REQUIRED WORK: Copy out all lines in the data below containing the string "this".

RAW DATA:
>>>>>

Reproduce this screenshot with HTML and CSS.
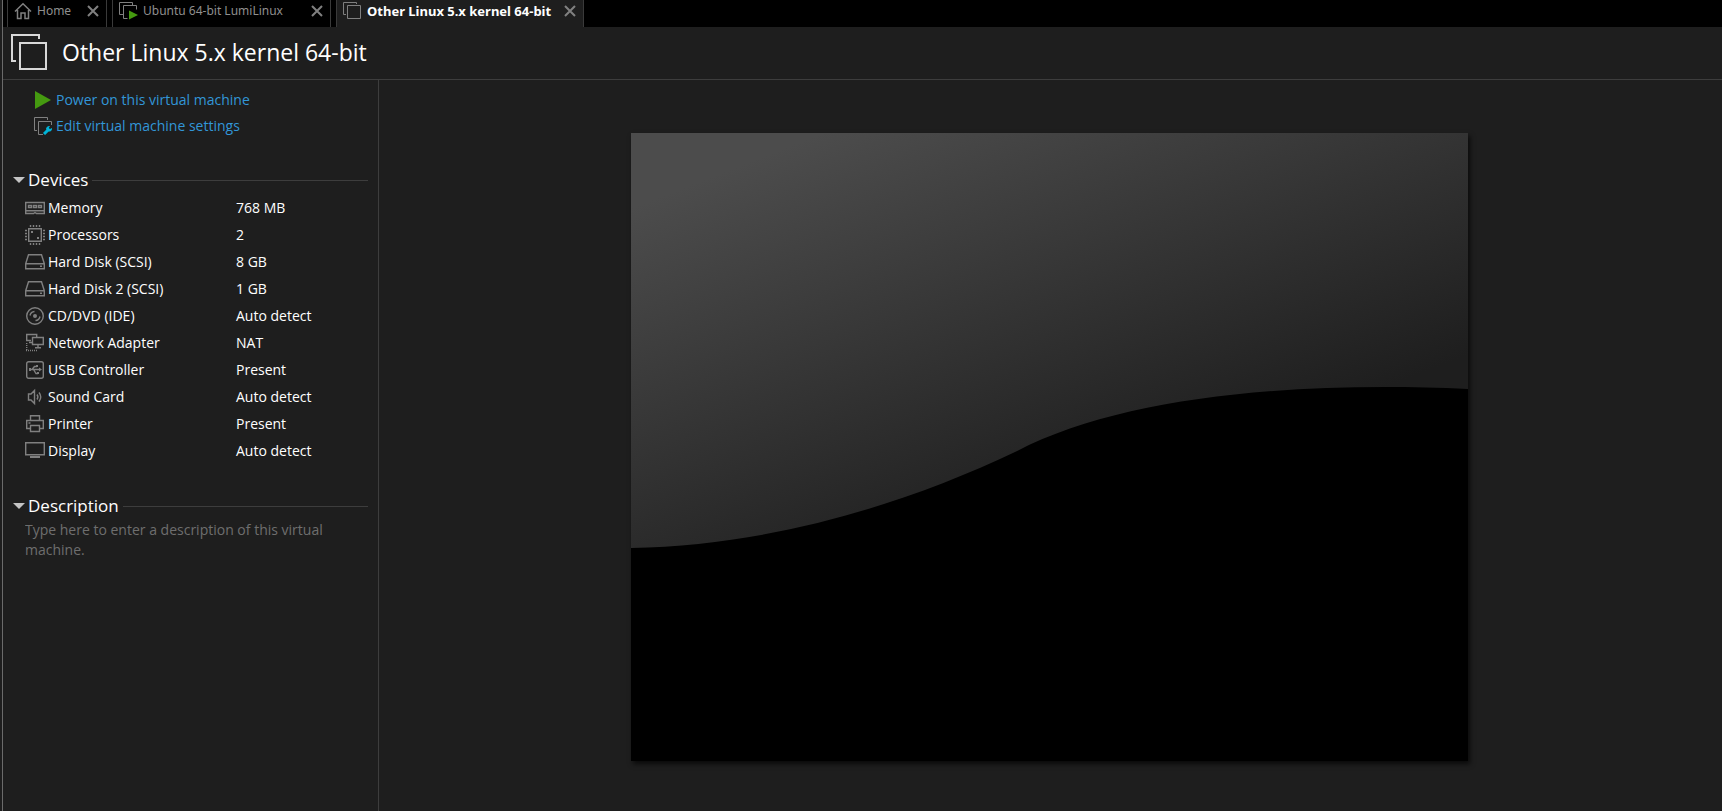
FILE: index.html
```html
<!DOCTYPE html>
<html lang="en">
<head>
<meta charset="utf-8">
<title>Other Linux 5.x kernel 64-bit</title>
<meta name="viewport" content="width=device-width, initial-scale=1">
<link rel="stylesheet" href="styles.css">
</head>
<body>
<div class="window">
  <nav class="tabs" aria-label="Open tabs">
    <div class="tab tab-home">
      <button class="tab-label" type="button">
        <svg class="icon" width="18" height="18" viewBox="0 0 18 18"><path stroke-width="1.500" d="M1 9.500 9 1.700l8 7.800M3.500 8v8.500h3.500v-5.500h4v5.500h3.500V8"/></svg>
        <span>Home</span>
      </button>
      <button class="close" type="button" aria-label="Close Home"><svg class="icon" width="12" height="12" viewBox="0 0 12 12"><path class="heavy" d="M1 1l10 10M11 1 1 11"/></svg></button>
    </div>
    <div class="tab tab-ubuntu">
      <button class="tab-label" type="button">
        <svg class="icon" width="19" height="19" viewBox="0 0 19 19"><path d="M4 13.500H.5V1.500h13V4M8.500 17.500h-4V4.500h13v4"/><path class="play" d="M10 9.500v9l9-4.500z"/></svg>
        <span>Ubuntu 64-bit LumiLinux</span>
      </button>
      <button class="close" type="button" aria-label="Close Ubuntu 64-bit LumiLinux"><svg class="icon" width="12" height="12" viewBox="0 0 12 12"><path class="heavy" d="M1 1l10 10M11 1 1 11"/></svg></button>
    </div>
    <div class="tab tab-other active">
      <button class="tab-label" type="button">
        <svg class="icon" width="19" height="19" viewBox="0 0 19 19"><path d="M3 13.500H.5V1.500h13V3M4.500 4.500h13v13h-13z"/></svg>
        <span>Other Linux 5.x kernel 64-bit</span>
      </button>
      <button class="close" type="button" aria-label="Close Other Linux 5.x kernel 64-bit"><svg class="icon" width="12" height="12" viewBox="0 0 12 12"><path class="heavy" d="M1 1l10 10M11 1 1 11"/></svg></button>
    </div>
  </nav>

  <header class="header">
    <svg class="vm-icon" width="36" height="36" viewBox="0 0 36 36"><path d="M5 27H1V1h27v4M9 9h26v26H9z"/></svg>
    <h1 class="title">Other Linux 5.x kernel 64-bit</h1>
  </header>

  <div class="body">
    <aside class="sidebar">
      <div class="actions">
        <a class="action" href="#power"><svg class="icon" width="18" height="18" viewBox="0 0 18 18"><path class="play" d="M1 0v18l16-9z"/></svg><span>Power on this virtual machine</span></a>
        <a class="action" href="#settings"><svg class="icon" width="18" height="18" viewBox="0 0 18 18"><path d="M3 13.500H.5V.5h13V3M9 17.500H4.500V4.500h13V8"/><path class="wrench" d="M10 17l5-5"/><path class="wrench-head" d="M12 12c0-2 2-3.500 4-3l-1.200 2 1.200 1 2-1c.5 2-1.500 4-3.500 3.500z"/></svg><span>Edit virtual machine settings</span></a>
      </div>

      <section>
        <h2 class="section-head"><button class="toggle" type="button"><svg width="12" height="6" viewBox="0 0 12 6"><path class="arrow" d="M0 0h12L6 6z"/></svg><span>Devices</span></button></h2>
        <table class="devices">
          <tbody>
          <tr><th scope="row"><span class="device"><svg class="icon" width="20" height="20" viewBox="0 0 20 20"><path d="M.7 4.500h18.600v11h-7.800l-1.500-1-1.500 1H.7zM1 12.700h18M3.500 7.500h3v2h-3zM8.500 7.500h3v2h-3zM13.500 7.500h3v2h-3z"/></svg>Memory</span></th><td>768 MB</td></tr>
          <tr><th scope="row"><span class="device"><svg class="icon" width="20" height="20" viewBox="0 0 20 20"><path d="M3.700 3.700h12.600v12.600H3.700z"/><path d="M5.500 0v2M8.500 0v2M11.500 0v2M14.500 0v2M5.500 18v2M8.500 18v2M11.500 18v2M14.500 18v2M0 5.500h2M0 8.500h2M0 11.500h2M0 14.500h2M18 5.500h2M18 8.500h2M18 11.500h2M18 14.500h2"/><path class="fill" d="M6 6h2v2H6zM12 12h2v2h-2z"/></svg>Processors</span></th><td>2</td></tr>
          <tr><th scope="row"><span class="device"><svg class="icon" width="20" height="20" viewBox="0 0 20 20"><path d="M3.500 2.700h13l2.800 9v5H.7v-5zM.7 11.700h18.600M15 14.300h2"/></svg>Hard Disk (SCSI)</span></th><td>8 GB</td></tr>
          <tr><th scope="row"><span class="device"><svg class="icon" width="20" height="20" viewBox="0 0 20 20"><path d="M3.500 2.700h13l2.800 9v5H.7v-5zM.7 11.700h18.600M15 14.300h2"/></svg>Hard Disk 2 (SCSI)</span></th><td>1 GB</td></tr>
          <tr><th scope="row"><span class="device"><svg class="icon" width="20" height="20" viewBox="0 0 20 20"><circle cx="10" cy="10" r="8.300"/><circle class="fill" cx="10" cy="10" r="2"/><path d="M5 9.500a5 5 0 0 1 4.500-4M15 10.500a5 5 0 0 1-4.500 4"/></svg>CD/DVD (IDE)</span></th><td>Auto detect</td></tr>
          <tr><th scope="row"><span class="device"><svg class="icon" width="20" height="20" viewBox="0 0 20 20"><path d="M6 7.500H1.700v-6h10V4M4 9.500h3M7.500 4.500h10.800v7H7.500zM13 12v3M10 14.700h6"/><path class="dots" d="M1.700 10v8M1 17.500h12"/></svg>Network Adapter</span></th><td>NAT</td></tr>
          <tr><th scope="row"><span class="device"><svg class="icon" width="20" height="20" viewBox="0 0 20 20"><rect x="1.700" y="1.700" width="16.600" height="16.600" rx="2"/><path d="M4 9.500h11M7 9.500l2.500-3H12M8.500 9.500l2.500 4h2"/><path class="fill" d="M14 7.500l3 2-3 2zM4 8h2v3H4zM11 5h2v2h-2zM12 12h2v2h-2z"/></svg>USB Controller</span></th><td>Present</td></tr>
          <tr><th scope="row"><span class="device"><svg class="icon" width="20" height="20" viewBox="0 0 20 20"><path d="M3.500 7H6l3.500-3.500v13L6 13H3.500zM12 7.500q1.800 2.500 0 5M14 5.500q3.500 4.500 0 9"/></svg>Sound Card</span></th><td>Auto detect</td></tr>
          <tr><th scope="row"><span class="device"><svg class="icon" width="20" height="20" viewBox="0 0 20 20"><path d="M5.500 6V1.700h9V6M5 14.500H1.700v-8h16.600v8H15M5.500 11.500h9v6h-9zM3.500 9h2"/></svg>Printer</span></th><td>Present</td></tr>
          <tr><th scope="row"><span class="device"><svg class="icon" width="20" height="20" viewBox="0 0 20 20"><path d="M.7 1.700h18.600v12H.7z"/><path class="heavy" d="M5 16h10"/></svg>Display</span></th><td>Auto detect</td></tr>
          </tbody>
        </table>
      </section>

      <section>
        <h2 class="section-head"><button class="toggle" type="button"><svg width="12" height="6" viewBox="0 0 12 6"><path class="arrow" d="M0 0h12L6 6z"/></svg><span>Description</span></button></h2>
        <textarea class="description" rows="3" aria-label="Description" placeholder="Type here to enter a description of this virtual machine."></textarea>
      </section>
    </aside>

    <main class="stage">
      <svg class="screen" viewBox="0 0 837 628" preserveAspectRatio="none" role="img" aria-label="Virtual machine display, powered off">
        <defs>
          <linearGradient id="sheen" gradientUnits="userSpaceOnUse" x1="90" y1="40" x2="252" y2="452">
            <stop offset="0" stop-color="#4c4c4c"/>
            <stop offset="1" stop-color="#1e1e1e"/>
          </linearGradient>
        </defs>
        <path d="M0 0h837v628H0z"/>
        <path fill="url(#sheen)" d="M0 0h837v256C660 248 490 264 386 318 270 373 140 412 0 415z"/>
      </svg>
    </main>
  </div>
</div>
</body>
</html>
```
FILE: styles.css
```css
* {
  box-sizing: border-box;
}

body {
  margin: 0;
  background: #1e1e1e;
  color: #fff;
  font-family: "Open Sans", "Noto Sans", sans-serif;
  font-size: 14px;
}

button {
  padding: 0;
  border: 0;
  background: none;
  color: inherit;
  font: inherit;
}

svg {
  display: block;
  flex: none;
}

.window {
  display: flex;
  flex-direction: column;
  min-height: 100vh;
  border-left: 1px solid #6b6b6b;
  margin-left: 2px;
}

.icon {
  fill: none;
  stroke: #808080;
  stroke-width: 1;
}

.device .icon {
  stroke-width: 1.4;
}

.icon .heavy {
  stroke-width: 2;
}

.icon .fill {
  fill: #808080;
  stroke: none;
}

.icon .play {
  fill: #459a10;
  stroke: none;
}

.icon .dots {
  stroke-dasharray: 1 1;
}

.icon .wrench {
  stroke: #00b4d8;
  stroke-width: 3;
}

.icon .wrench-head {
  fill: #00b4d8;
  stroke: none;
}

.arrow {
  fill: #c4c4c4;
}

.tabs {
  display: flex;
  gap: 5px;
  height: 27px;
  padding-left: 4px;
  background: #000;
}

.tab {
  display: flex;
  align-items: center;
  justify-content: space-between;
  padding: 0 7px 6px 6px;
  border: solid #3a3a3a;
  border-width: 0 1px;
  color: #8f8f8f;
  font-family: "Noto Sans", sans-serif;
  font-size: 12px;
  line-height: 20px;
  white-space: nowrap;
}

.tab-home {
  width: 100px;
}

.tab-ubuntu {
  width: 219px;
}

.tab-other {
  width: 248px;
}

.tab-label {
  display: flex;
  align-items: center;
  gap: 5px;
}

.active {
  background: #1e1e1e;
  color: #fff;
  font-size: 13px;
  font-weight: 700;
}

.header {
  display: flex;
  align-items: center;
  gap: 15px;
  height: 53px;
  padding: 0 8px 2px;
  border-bottom: 1px solid #3d3d3d;
}

.vm-icon {
  fill: none;
  stroke: #d8d8d8;
  stroke-width: 2;
}

.title {
  margin: 0;
  font-size: 23px;
  font-weight: 400;
  line-height: 30px;
}

.body {
  display: flex;
  flex: 1;
}

.sidebar {
  flex: none;
  width: 376px;
  padding: 7px 10px 0;
  border-right: 1px solid #3d3d3d;
}

.actions {
  display: flex;
  flex-direction: column;
  align-items: flex-start;
  padding: 0 0 27px 21px;
}

.action {
  display: flex;
  align-items: center;
  gap: 4px;
  color: #3296d8;
  line-height: 26px;
  text-decoration: none;
}

.section-head {
  display: flex;
  align-items: center;
  gap: 4px;
  margin: 0;
  font-size: 17px;
  font-weight: 400;
  line-height: 28px;
}

.section-head::after {
  flex: 1;
  height: 1px;
  background: #3d3d3d;
  content: "";
}

.toggle {
  display: flex;
  align-items: center;
  gap: 3px;
}

.devices {
  margin: 0 0 28px 12px;
  border-collapse: collapse;
}

.devices th,
.devices td {
  height: 27px;
  padding: 0;
  font-weight: 400;
  text-align: left;
}

.devices th {
  width: 211px;
}

.device {
  display: flex;
  align-items: center;
  gap: 3px;
}

.description {
  display: block;
  width: 320px;
  margin-left: 12px;
  padding: 0;
  border: 0;
  background: none;
  color: #fff;
  font: inherit;
  line-height: 20px;
  resize: none;
}

.description::placeholder {
  color: #6e6e6e;
}

.stage {
  display: flex;
  flex: 1;
  align-items: center;
  justify-content: center;
  min-width: 0;
  padding: 3px 2px 0 0;
}

.screen {
  height: calc(100vh - 183px);
  max-width: 100%;
  aspect-ratio: 4 / 3;
  box-shadow: 2px 3px 5px rgba(0, 0, 0, 0.7);
}
```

<<<<<

EXERCISE ANSWER:
Reproduce this screenshot with HTML and CSS.
        <a class="action" href="#power"><svg class="icon" width="18" height="18" viewBox="0 0 18 18"><path class="play" d="M1 0v18l16-9z"/></svg><span>Power on this virtual machine</span></a>
        <textarea class="description" rows="3" aria-label="Description" placeholder="Type here to enter a description of this virtual machine."></textarea>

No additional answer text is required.